Optionally, you can use the soldier for a quick attack. If someone else's colony is very close to you, and is undefended, think about getting 50 horses, equipping a Dragoon, and attacking him. This is a risky strategy. Its point is not so much the value of what you just conquered as significantly weakening one of the other powers and giving you room to expand plus distance from their center of activity. By hurting computer players you delay their development by many years. Just from losing a single population 2 colony in early 1500s, they may in year 1620 have only as much as they'd otherwise have already achieved by 1600.

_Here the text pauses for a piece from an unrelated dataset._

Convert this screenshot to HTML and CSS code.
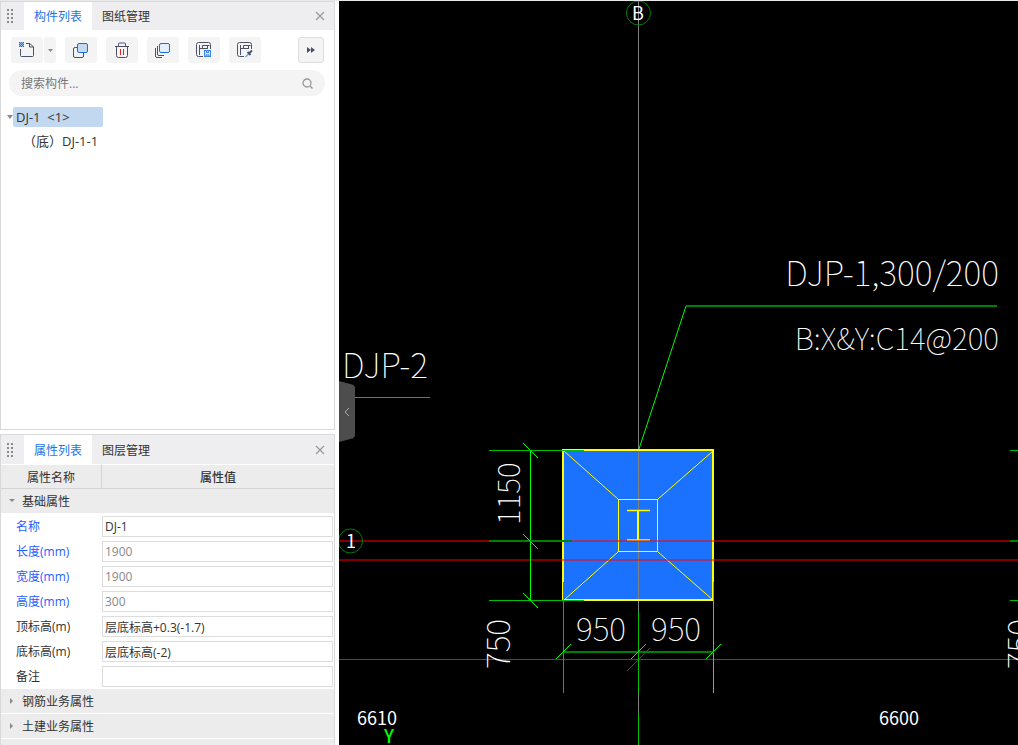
FILE: index.html
```html
<!DOCTYPE html>
<html lang="zh-CN">
<head>
  <meta charset="UTF-8" />
  <title>构件列表</title>
  <link rel="stylesheet" href="styles.css">
</head>
<body>

<div class="app">
  <aside class="sidebar">

    <section class="panel">
      <header class="panel-header">
        <svg class="grip" width="8" height="14" viewBox="0 0 8 14"><path d="M0 0h2v2H0zM0 4h2v2H0zM0 8h2v2H0zM0 12h2v2H0zM4 0h2v2H4zM4 4h2v2H4zM4 8h2v2H4zM4 12h2v2H4z" fill="#8a8a8a"/></svg>
        <button class="tab active">构件列表</button>
        <button class="tab">图纸管理</button>
        <button class="close" aria-label="关闭"><svg width="10" height="10" viewBox="0 0 10 10"><path d="M1 1l8 8M9 1L1 9" stroke="#999" stroke-width="1.2"/></svg></button>
      </header>

      <div class="toolbar">
        <div class="split">
          <button class="tool" aria-label="新建">
            <svg width="18" height="18" viewBox="0 0 18 18" fill="none">
              <path d="M2.500 8v6.500q0 1 1 1h11q1 0 1-1V6l-3.500-3.500H8M11.500 2.500V6H15.500" stroke="#4c5168"/>
              <path d="M1 1h1v1H1zM3 1h1v1H3zM5 1h1v1H5zM2 2h1v1H2zM4 2h1v1H4zM1 3h1v1H1zM3 3h1v1H3zM5 3h1v1H5zM2 4h1v1H2zM4 4h1v1H4zM1 5h1v1H1zM3 5h1v1H3zM5 5h1v1H5z" fill="#1a6fe0"/>
              <rect x="1" y="1" width="5" height="5" fill="#1a6fe0" opacity="0.4"/>
            </svg>
          </button>
          <button class="tool arrow" aria-label="更多新建"><svg width="5" height="3" viewBox="0 0 5 3"><path d="M0 0h5L2.500 3z" fill="#888"/></svg></button>
        </div>
        <button class="tool" aria-label="复制">
          <svg width="18" height="18" viewBox="0 0 18 18">
            <rect x="1.500" y="6.500" width="10" height="10" rx="1.500" fill="none" stroke="#4c5168"/>
            <rect x="5.500" y="2.500" width="10" height="9" rx="1.500" fill="#c5d9f1" stroke="#1a6fe0"/>
          </svg>
        </button>
        <button class="tool" aria-label="删除">
          <svg width="18" height="18" viewBox="0 0 18 18" fill="none">
            <path d="M2 5.500h14M3.500 5.500v9q0 2 2 2h7q2 0 2-2v-9M5.500 5V3q0-1 1-1h5q1 0 1 1v2" stroke="#4c5168"/>
            <path d="M7.500 8v6M10.500 8v6" stroke="#e02020"/>
          </svg>
        </button>
        <button class="tool" aria-label="层间复制">
          <svg width="18" height="18" viewBox="0 0 18 18" fill="none">
            <path d="M1.500 7v8q0 1.500 1.500 1.500h5M3.500 5v8q0 1.500 1.500 1.500h5" stroke="#4c5168"/>
            <rect x="5.500" y="2.500" width="10" height="9" rx="1.500" fill="#e6f0fd" stroke="#1a6fe0"/>
          </svg>
        </button>
        <button class="tool" aria-label="存档">
          <svg width="18" height="18" viewBox="0 0 18 18" fill="none">
            <path d="M8 15.500H3.500q-2 0-2-2v-10q0-2 2-2h10q2 0 2 2V8M4.500 4v10M4.500 7.500h8M7.500 7V4.500h7M12.500 5v3" stroke="#4c5168"/>
            <rect x="9.500" y="9.500" width="6" height="6" fill="#cfe2fa" stroke="#3b87e8"/>
            <path d="M11.500 10v1.500h2V10M11 15v-1h3v1" stroke="#3b87e8"/>
          </svg>
        </button>
        <button class="tool" aria-label="提取">
          <svg width="18" height="18" viewBox="0 0 18 18" fill="none">
            <path d="M8 15.500H3.500q-2 0-2-2v-10q0-2 2-2h10q2 0 2 2V8M4.500 4v10M4.500 7.500h8M7.500 7V4.500h7M12.500 5v3" stroke="#4c5168"/>
            <path d="M9.500 16l3-3" stroke="#6fa5e8" stroke-width="1.500"/>
            <path d="M11.500 11l3 3M13 12.500l3-3" stroke="#4c5168" stroke-width="1.800"/>
          </svg>
        </button>
        <button class="tool more" aria-label="更多"><svg width="8" height="6" viewBox="0 0 8 6"><path d="M0 0l4 3-4 3zM4 0l4 3-4 3z" fill="#4c5168"/></svg></button>
      </div>

      <div class="search">
        <input type="text" placeholder="搜索构件..." aria-label="搜索构件">
        <svg width="11" height="11" viewBox="0 0 11 11" fill="none"><circle cx="5" cy="5" r="4" stroke="#999" stroke-width="1.300"/><path d="M8 8l2.500 2.500" stroke="#999" stroke-width="1.500"/></svg>
      </div>

      <ul class="tree">
        <li>
          <svg width="6" height="4" viewBox="0 0 6 4"><path d="M0 0h6L3 4z" fill="#888"/></svg>
          <span class="node selected">DJ-1 &nbsp;&lt;1&gt;</span>
        </li>
        <li class="child"><span>（底）DJ-1-1</span></li>
      </ul>
    </section>

    <section class="panel">
      <header class="panel-header">
        <svg class="grip" width="8" height="14" viewBox="0 0 8 14"><path d="M0 0h2v2H0zM0 4h2v2H0zM0 8h2v2H0zM0 12h2v2H0zM4 0h2v2H4zM4 4h2v2H4zM4 8h2v2H4zM4 12h2v2H4z" fill="#8a8a8a"/></svg>
        <button class="tab active">属性列表</button>
        <button class="tab">图层管理</button>
        <button class="close" aria-label="关闭"><svg width="10" height="10" viewBox="0 0 10 10"><path d="M1 1l8 8M9 1L1 9" stroke="#999" stroke-width="1.2"/></svg></button>
      </header>

      <table class="props">
        <thead>
          <tr><th class="name-col">属性名称</th><th class="value-col">属性值</th></tr>
        </thead>
        <tbody>
          <tr class="group"><td colspan="2"><svg width="6" height="6" viewBox="0 0 6 6"><path d="M0 1h6L3 4z" fill="#888"/></svg>基础属性</td></tr>
          <tr class="key"><td><label for="p-name">名称</label></td><td><input id="p-name" type="text" value="DJ-1"></td></tr>
          <tr class="key"><td><label for="p-length">长度(mm)</label></td><td><input id="p-length" type="text" value="1900" readonly></td></tr>
          <tr class="key"><td><label for="p-width">宽度(mm)</label></td><td><input id="p-width" type="text" value="1900" readonly></td></tr>
          <tr class="key"><td><label for="p-height">高度(mm)</label></td><td><input id="p-height" type="text" value="300" readonly></td></tr>
          <tr><td><label for="p-top">顶标高(m)</label></td><td><input id="p-top" type="text" value="层底标高+0.3(-1.7)"></td></tr>
          <tr><td><label for="p-bottom">底标高(m)</label></td><td><input id="p-bottom" type="text" value="层底标高(-2)"></td></tr>
          <tr><td><label for="p-note">备注</label></td><td><input id="p-note" type="text" value=""></td></tr>
          <tr class="group"><td colspan="2"><svg width="6" height="6" viewBox="0 0 6 6"><path d="M1 0v6l3-3z" fill="#888"/></svg>钢筋业务属性</td></tr>
          <tr class="group"><td colspan="2"><svg width="6" height="6" viewBox="0 0 6 6"><path d="M1 0v6l3-3z" fill="#888"/></svg>土建业务属性</td></tr>
          <tr class="group"><td colspan="2"></td></tr>
        </tbody>
      </table>
    </section>

  </aside>

  <main class="canvas">
    <svg class="drawing" viewBox="0 0 679 744" preserveAspectRatio="xMinYMin slice">
      <!-- foundation -->
      <rect x="224" y="449" width="150" height="150" fill="#1a72ff"/>

      <!-- axes -->
      <path class="grey" d="M299.500 0V744"/>
      <path class="dark" d="M0 658.500H679"/>

      <rect class="yellow thick" x="224" y="449" width="150" height="150"/>
      <rect class="yellow" x="279.500" y="498.500" width="39" height="52"/>
      <path class="yellow" d="M225 450L279.500 498.500M374 450L318.500 498.500M225 599L279.500 550.500M374 599L318.500 550.500"/>
      <path class="yellow" d="M299 509V539" stroke-width="2"/>
      <path class="yellow" d="M288 509.500H311M288 539H311" stroke-width="1.500"/>
      <path class="red" d="M0 540H150M233 540H671M0 559H679"/>

      <!-- left dimension -->
      <path class="green" d="M150 449.500H245M150 599.500H245"/>
      <path class="bright" d="M191.500 449V600"/>
      <path class="dark wide" d="M150 540H233"/>
      <path class="bright" d="M184 442l15 15M184 533l15 15M184 592l15 15"/>

      <!-- bottom dimension -->
      <path class="green" d="M224.500 581V692M299.500 610V692M299.500 713V744"/>
      <path class="bright" d="M374.500 581V692"/>
      <path class="dark wide" d="M224 651H375"/>
      <path class="bright" d="M217 658l15-15M292 658l15-15M367 658l15-15"/>
      <path class="dark" d="M288 670l23-23"/>

      <!-- next foundation on the right -->
      <path class="green" d="M671 449.500H679M671 599.500H679"/>
      <path class="dark wide" d="M671 540H679"/>

      <!-- leaders -->
      <path class="bright" d="M300 448L347 305"/>
      <path class="dark wide" d="M347 305H658"/>
      <path class="green" d="M0 396.500H91"/>

      <circle class="dark" cx="299.500" cy="12" r="12"/>
      <circle class="dark" cx="11.500" cy="540" r="12"/>
      <text class="axis" x="299" y="19" text-anchor="middle">B</text>
      <text class="axis" x="12" y="547" text-anchor="middle">1</text>
      <text class="axis" x="18" y="724">6610</text>
      <text class="axis" x="540" y="724">6600</text>
      <text class="axis y-axis" x="50" y="742" text-anchor="middle">Y</text>

      <text class="cad large" x="660" y="285" text-anchor="end">DJP-1,300/200</text>
      <text class="cad small" x="660" y="349" text-anchor="end">B:X&amp;Y:C14@200</text>
      <text class="cad large" x="3" y="377">DJP-2</text>
      <text class="cad" x="262" y="640" text-anchor="middle">950</text>
      <text class="cad" x="337" y="640" text-anchor="middle">950</text>
      <text class="cad small" transform="translate(181 524) rotate(-90)">1150</text>
      <text class="cad" transform="translate(171 668) rotate(-90)">750</text>
      <text class="cad small" transform="translate(702 524) rotate(-90)">1150</text>
      <text class="cad" transform="translate(692 668) rotate(-90)">750</text>
    </svg>
    <button class="collapse" aria-label="收起"><svg width="6" height="8" viewBox="0 0 6 8" fill="none"><path d="M5 0L1 4l4 4" stroke="#aaa"/></svg></button>
  </main>
</div>

</body>
</html>
```
FILE: styles.css
```css
* {
  box-sizing: border-box;
}

body {
  margin: 0;
  font-family: 'Open Sans', 'Noto Sans CJK SC', sans-serif;
  font-size: 12px;
  line-height: 20px;
  color: #333;
  background-color: white;
}

button, input {
  font: inherit;
  color: inherit;
  border: none;
  padding: 0;
}

button {
  background: none;
  cursor: pointer;
}

svg {
  flex: none;
}

.app {
  display: flex;
  height: 100vh;
  border-top: 1px solid #e8e8e8;
  overflow: hidden;
}

.sidebar {
  display: grid;
  grid-template-rows: 429fr 311fr;
  gap: 4px;
  width: 335px;
  margin-right: 4px;
  flex: none;
}

.panel {
  min-height: 0;
  overflow: hidden;
  border: 1px solid #d9d9d9;
}

.panel:last-child {
  border-bottom: none;
}

.panel-header {
  display: flex;
  align-items: stretch;
  height: 28px;
  background-color: #eeeef0;
}

.panel:last-child .panel-header {
  height: 29px;
}

.grip {
  align-self: center;
  margin: 0 9px 0 6px;
}

.tab {
  width: 68px;
  padding-top: 2px;
}

.tab.active {
  color: #1a73e8;
  background-color: white;
}

.close {
  display: flex;
  align-items: center;
  margin-left: auto;
  padding: 0 9px;
}

/* toolbar */
.toolbar {
  display: flex;
  gap: 9px;
  padding: 7px 10px;
}

.split {
  display: flex;
  gap: 1px;
}

.tool {
  display: flex;
  align-items: center;
  justify-content: center;
  width: 32px;
  height: 26px;
  border-radius: 3px;
  background-color: #f4f4f4;
}

.tool.arrow {
  width: 12px;
}

.tool.more {
  width: 26px;
  margin-left: auto;
  border: 1px solid #ddd;
}

.search {
  display: flex;
  align-items: center;
  height: 26px;
  margin: 0 9px 0 8px;
  padding: 0 12px;
  border-radius: 13px;
  background-color: #f4f4f4;
}

.search input {
  flex: 1;
  min-width: 0;
  padding-top: 2px;
  background: none;
  outline: none;
}

.search input::placeholder {
  color: #777;
}

/* component tree */
.tree {
  list-style: none;
  margin: 9px 0;
  padding: 0 6px;
  font-size: 13px;
}

.tree li {
  display: flex;
  align-items: center;
  height: 24px;
}

.tree .child {
  padding-left: 16px;
}

.node {
  width: 90px;
  padding: 0 3px;
  border-radius: 2px;
}

.node.selected {
  background-color: #c2d8f0;
}

/* properties */
.props {
  width: 100%;
  table-layout: fixed;
  border-collapse: separate;
  border-spacing: 0;
}

.props th {
  height: 25px;
  padding: 2px 0 0;
  border-top: 1px solid white;
  border-bottom: 1px solid #d4d4d4;
  background-color: #ececec;
  font-weight: 500;
}

.props .name-col {
  width: 101px;
  border-right: 1px solid #d4d4d4;
  font-weight: 400;
}

.props td {
  height: 25px;
  padding: 0 0 0 15px;
}

.props td + td {
  padding: 0 1px 0 0;
}

.props .group td {
  padding: 2px 0 0 8px;
  background-color: #ececec;
  border-bottom: 1px solid white;
}

.group svg {
  margin-right: 7px;
  vertical-align: 2px;
}

.props .key td:first-child {
  color: #1f5eff;
}

.props input {
  display: block;
  width: 100%;
  height: 21px;
  padding: 0 2px;
  border: 1px solid #ddd;
}

.props input:read-only {
  color: #888;
}

/* drawing area */
.canvas {
  position: relative;
  flex: 1;
  min-width: 0;
  background-color: black;
  overflow: hidden;
}

.drawing {
  display: block;
  width: 100%;
  height: 100%;
  fill: none;
}

.grey { stroke: #808080; }
.red { stroke: rgba(255, 0, 0, 0.5); stroke-width: 2; }
.dark { stroke: #008000; }
.green { stroke: #00c000; }
.bright { stroke: #00ff00; }
.yellow { stroke: #ffff00; }
.wide, .thick { stroke-width: 2; }

.axis {
  font-family: 'Noto Sans CJK SC', sans-serif;
  font-size: 18px;
  fill: white;
}

.y-axis {
  font-weight: 500;
  fill: #00ff00;
}

.cad {
  font-family: 'Noto Sans CJK SC', sans-serif;
  font-size: 32px;
  font-weight: 100;
  fill: white;
}

.cad.large {
  font-size: 34px;
}

.cad.small {
  font-size: 30px;
}

.collapse {
  position: absolute;
  top: 380px;
  left: 0;
  display: flex;
  align-items: center;
  justify-content: center;
  width: 16px;
  height: 61px;
  background-color: #4d4d4d;
  clip-path: polygon(0 0, 88% 6%, 100% 10%, 100% 90%, 88% 94%, 0 100%);
}
```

Buy some horses in Europe and get 2 horses in each of your colonies. They will then multiply on their own. Production per turn is going to be pretty low, but you will have a lot of them by the time you need them.

Keep food, lumber, guns, tools and horses. Sell everything else immediately, including ore (it's much more expensive than tools at this point, so it's counterproductive to process it). Later you may also start selling horses, if you have too many.

Starting ore mining early is a good idea. At first you can sell the ore, while later you will convert it to tools, and in the late game to guns.

Map[edit]

The map generator is quite poor. Playing in America or some other hand-made map is usually a lot more fun than relying on the generator.

Selecting either wet or arid in customize doesn't seem to affect the number of rivers.

Large landmass + continents + temperate + normal gets you as close to an America-like map as you can get from the generator, but still has too small a landmass and is too islandy.

With large landmass or America the land won't be important enough to start wars for. Vast areas of it will still be uninhabited by the time you reach independence.